- [What to produce] All lines in the data bearing the string "that" should be identified and copied.

- [Data section]
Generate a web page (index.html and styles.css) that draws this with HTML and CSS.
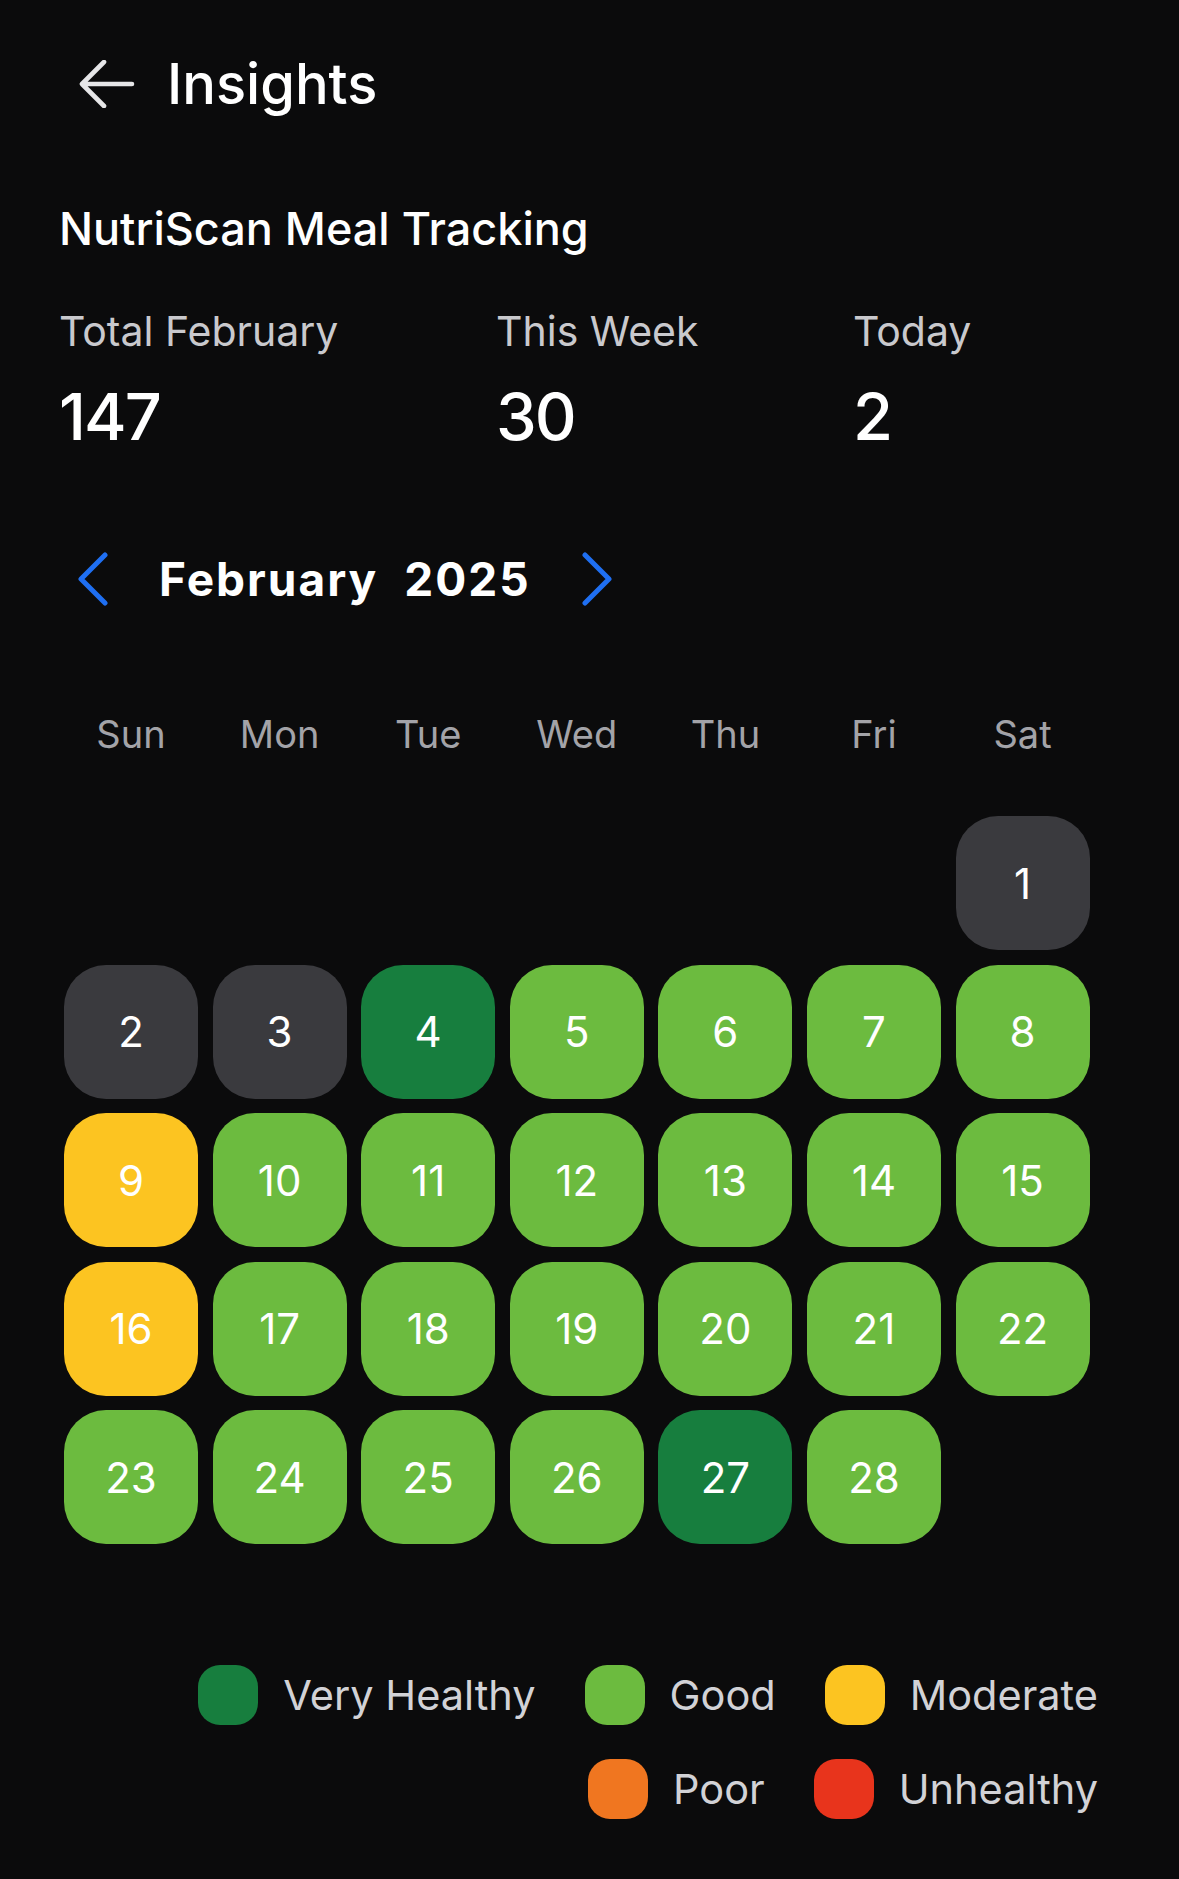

...

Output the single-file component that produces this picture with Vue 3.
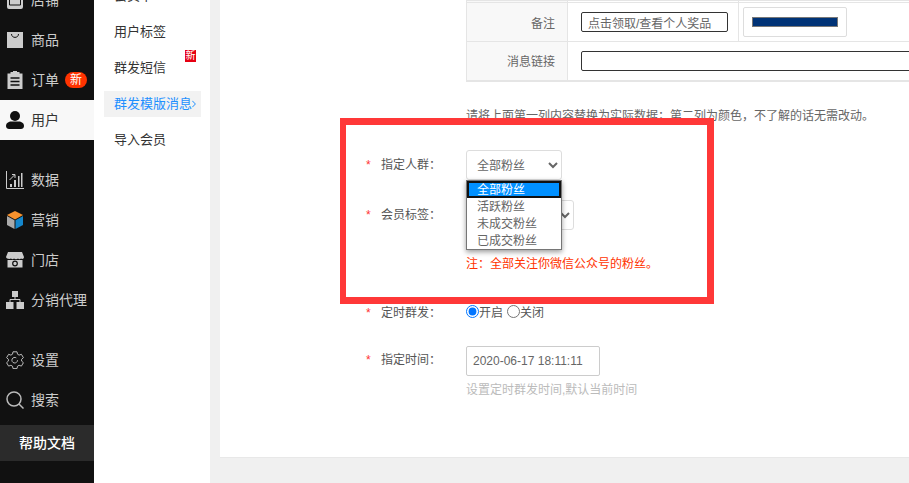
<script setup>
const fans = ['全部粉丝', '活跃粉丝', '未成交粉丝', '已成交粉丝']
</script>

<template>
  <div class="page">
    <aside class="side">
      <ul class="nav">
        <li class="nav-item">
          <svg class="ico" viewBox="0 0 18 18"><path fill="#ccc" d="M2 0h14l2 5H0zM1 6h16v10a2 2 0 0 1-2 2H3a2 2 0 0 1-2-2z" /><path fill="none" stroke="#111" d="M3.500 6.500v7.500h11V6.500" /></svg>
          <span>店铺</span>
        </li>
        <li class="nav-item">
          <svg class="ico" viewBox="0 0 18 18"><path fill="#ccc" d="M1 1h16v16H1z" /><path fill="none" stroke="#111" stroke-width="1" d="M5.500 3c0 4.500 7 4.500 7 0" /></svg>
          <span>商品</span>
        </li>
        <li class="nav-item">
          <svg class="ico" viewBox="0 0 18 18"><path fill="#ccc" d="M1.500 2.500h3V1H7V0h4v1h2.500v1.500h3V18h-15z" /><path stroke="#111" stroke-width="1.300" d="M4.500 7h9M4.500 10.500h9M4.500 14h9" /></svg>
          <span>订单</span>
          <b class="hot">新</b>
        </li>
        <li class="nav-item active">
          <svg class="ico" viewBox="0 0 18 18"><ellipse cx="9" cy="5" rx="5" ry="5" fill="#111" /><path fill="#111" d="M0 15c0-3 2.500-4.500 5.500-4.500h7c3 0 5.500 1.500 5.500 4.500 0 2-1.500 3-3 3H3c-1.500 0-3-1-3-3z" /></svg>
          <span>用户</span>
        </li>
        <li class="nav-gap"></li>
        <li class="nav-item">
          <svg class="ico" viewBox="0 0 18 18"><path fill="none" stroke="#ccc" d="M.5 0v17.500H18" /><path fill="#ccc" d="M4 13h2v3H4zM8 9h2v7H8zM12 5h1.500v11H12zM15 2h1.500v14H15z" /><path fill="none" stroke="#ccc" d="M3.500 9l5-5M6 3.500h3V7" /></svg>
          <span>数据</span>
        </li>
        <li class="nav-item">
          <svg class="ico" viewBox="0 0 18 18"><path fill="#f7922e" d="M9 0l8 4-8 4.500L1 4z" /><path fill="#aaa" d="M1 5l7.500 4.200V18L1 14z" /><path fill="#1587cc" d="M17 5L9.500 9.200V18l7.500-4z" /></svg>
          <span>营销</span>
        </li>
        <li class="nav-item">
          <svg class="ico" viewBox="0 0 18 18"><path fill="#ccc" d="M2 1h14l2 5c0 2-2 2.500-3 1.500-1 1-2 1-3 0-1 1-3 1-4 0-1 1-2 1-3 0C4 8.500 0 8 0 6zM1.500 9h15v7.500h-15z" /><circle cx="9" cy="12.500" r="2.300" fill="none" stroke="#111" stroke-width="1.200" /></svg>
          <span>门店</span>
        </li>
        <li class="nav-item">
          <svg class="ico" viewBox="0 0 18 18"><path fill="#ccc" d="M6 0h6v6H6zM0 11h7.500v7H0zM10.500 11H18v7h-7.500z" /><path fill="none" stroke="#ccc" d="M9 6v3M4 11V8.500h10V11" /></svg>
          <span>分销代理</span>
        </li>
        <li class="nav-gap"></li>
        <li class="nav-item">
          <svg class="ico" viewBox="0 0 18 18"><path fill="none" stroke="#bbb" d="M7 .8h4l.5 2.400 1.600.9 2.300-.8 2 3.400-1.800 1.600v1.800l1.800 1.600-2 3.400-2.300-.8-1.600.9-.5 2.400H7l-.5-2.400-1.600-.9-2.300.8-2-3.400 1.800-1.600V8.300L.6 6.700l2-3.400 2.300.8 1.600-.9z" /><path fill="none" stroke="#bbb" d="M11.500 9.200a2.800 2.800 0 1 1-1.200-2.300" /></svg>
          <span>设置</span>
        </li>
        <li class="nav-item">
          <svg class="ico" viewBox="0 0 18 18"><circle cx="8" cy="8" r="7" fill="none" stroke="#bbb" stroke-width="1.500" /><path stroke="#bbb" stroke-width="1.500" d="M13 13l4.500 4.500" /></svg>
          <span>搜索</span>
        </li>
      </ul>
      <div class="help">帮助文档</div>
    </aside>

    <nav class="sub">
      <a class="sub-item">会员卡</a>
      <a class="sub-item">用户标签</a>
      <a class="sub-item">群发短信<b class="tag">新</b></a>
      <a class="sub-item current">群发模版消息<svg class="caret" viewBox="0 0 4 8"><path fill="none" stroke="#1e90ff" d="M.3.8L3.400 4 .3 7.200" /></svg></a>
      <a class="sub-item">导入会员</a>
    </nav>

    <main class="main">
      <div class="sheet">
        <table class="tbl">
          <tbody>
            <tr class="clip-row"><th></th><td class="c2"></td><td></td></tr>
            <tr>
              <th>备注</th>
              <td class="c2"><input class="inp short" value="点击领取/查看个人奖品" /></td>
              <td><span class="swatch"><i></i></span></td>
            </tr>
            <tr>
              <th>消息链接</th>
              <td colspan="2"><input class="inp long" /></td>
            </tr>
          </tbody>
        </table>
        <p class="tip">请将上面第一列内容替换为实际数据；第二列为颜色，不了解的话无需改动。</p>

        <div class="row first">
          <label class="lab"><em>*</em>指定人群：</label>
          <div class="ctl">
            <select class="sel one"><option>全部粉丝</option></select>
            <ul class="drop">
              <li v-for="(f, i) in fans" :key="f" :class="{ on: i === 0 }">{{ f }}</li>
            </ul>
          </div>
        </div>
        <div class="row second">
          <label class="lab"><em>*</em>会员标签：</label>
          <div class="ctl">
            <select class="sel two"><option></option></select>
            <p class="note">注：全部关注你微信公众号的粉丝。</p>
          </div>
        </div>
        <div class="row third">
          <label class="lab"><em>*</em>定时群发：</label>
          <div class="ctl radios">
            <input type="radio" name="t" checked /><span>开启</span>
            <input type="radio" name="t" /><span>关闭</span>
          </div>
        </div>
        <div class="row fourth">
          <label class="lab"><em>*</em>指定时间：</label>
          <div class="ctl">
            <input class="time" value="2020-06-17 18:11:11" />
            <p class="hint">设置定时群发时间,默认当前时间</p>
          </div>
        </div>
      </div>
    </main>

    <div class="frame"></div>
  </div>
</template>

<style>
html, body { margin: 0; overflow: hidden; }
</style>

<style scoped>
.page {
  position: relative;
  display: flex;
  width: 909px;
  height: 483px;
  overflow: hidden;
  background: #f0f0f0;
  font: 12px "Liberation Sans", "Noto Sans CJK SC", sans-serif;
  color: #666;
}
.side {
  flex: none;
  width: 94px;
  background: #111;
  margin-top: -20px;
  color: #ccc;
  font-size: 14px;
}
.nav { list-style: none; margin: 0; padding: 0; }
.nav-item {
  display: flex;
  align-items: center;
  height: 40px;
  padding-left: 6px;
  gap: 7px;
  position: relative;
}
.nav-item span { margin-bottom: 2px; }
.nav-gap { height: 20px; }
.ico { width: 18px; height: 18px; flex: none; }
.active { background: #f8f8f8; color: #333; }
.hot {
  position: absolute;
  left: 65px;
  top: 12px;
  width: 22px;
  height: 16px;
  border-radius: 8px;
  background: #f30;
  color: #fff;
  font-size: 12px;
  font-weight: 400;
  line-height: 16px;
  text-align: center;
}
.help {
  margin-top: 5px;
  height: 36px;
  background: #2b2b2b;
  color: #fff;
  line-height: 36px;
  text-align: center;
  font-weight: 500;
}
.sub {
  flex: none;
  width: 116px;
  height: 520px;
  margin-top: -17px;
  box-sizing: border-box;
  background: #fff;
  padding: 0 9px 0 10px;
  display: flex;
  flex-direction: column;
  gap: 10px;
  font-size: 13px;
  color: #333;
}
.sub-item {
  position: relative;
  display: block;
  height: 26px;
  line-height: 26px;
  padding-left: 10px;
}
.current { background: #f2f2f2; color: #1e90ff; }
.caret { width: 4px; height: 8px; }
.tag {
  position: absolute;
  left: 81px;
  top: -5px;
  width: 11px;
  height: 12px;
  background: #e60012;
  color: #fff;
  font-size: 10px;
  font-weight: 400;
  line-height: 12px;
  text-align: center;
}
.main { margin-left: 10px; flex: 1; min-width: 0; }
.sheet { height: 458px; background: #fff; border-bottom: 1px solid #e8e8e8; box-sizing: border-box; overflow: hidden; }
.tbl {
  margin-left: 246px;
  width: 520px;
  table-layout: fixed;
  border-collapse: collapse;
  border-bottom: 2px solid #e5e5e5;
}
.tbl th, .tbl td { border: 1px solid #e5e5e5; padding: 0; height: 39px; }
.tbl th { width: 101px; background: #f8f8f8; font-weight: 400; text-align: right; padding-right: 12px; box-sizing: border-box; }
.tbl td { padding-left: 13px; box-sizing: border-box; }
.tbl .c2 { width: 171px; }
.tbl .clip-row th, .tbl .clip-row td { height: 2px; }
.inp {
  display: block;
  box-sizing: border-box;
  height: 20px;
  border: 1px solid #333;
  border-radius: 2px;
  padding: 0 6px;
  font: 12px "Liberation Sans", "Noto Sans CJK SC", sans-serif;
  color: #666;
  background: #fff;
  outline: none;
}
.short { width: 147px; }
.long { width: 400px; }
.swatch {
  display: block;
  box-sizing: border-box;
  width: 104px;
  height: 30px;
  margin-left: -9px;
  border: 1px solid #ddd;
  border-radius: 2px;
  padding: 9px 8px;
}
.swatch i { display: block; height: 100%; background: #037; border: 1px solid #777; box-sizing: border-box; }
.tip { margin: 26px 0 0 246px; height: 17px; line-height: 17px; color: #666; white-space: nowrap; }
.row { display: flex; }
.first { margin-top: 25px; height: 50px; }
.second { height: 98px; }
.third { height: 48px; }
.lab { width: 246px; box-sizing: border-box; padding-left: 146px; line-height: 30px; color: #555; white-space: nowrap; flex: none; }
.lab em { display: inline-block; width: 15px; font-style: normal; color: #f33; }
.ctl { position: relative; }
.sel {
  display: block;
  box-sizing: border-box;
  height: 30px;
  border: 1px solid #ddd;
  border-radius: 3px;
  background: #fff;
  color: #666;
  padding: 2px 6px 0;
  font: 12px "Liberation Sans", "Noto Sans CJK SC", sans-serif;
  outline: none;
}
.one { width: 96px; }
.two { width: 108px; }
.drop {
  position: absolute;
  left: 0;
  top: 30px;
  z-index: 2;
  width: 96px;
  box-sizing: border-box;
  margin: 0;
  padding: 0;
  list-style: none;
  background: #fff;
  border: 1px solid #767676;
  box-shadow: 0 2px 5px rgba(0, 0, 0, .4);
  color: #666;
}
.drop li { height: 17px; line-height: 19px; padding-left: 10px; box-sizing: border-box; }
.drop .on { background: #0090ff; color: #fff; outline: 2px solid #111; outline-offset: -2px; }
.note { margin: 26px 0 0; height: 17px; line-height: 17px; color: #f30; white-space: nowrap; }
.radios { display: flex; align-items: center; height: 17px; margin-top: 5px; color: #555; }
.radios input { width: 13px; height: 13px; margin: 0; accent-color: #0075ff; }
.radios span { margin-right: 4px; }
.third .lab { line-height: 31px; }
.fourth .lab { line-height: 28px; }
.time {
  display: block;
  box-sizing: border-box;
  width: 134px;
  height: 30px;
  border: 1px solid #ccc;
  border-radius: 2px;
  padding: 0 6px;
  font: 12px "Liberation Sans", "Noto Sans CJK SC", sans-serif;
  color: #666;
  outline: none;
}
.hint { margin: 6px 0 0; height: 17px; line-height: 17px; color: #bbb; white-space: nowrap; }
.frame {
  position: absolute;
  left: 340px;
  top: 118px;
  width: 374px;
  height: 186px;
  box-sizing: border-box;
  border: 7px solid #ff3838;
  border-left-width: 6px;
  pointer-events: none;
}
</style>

- [Exercise output]
Generate a web page (index.html and styles.css) that draws this with HTML and CSS.
Output the single-file component that produces this picture with Vue 3.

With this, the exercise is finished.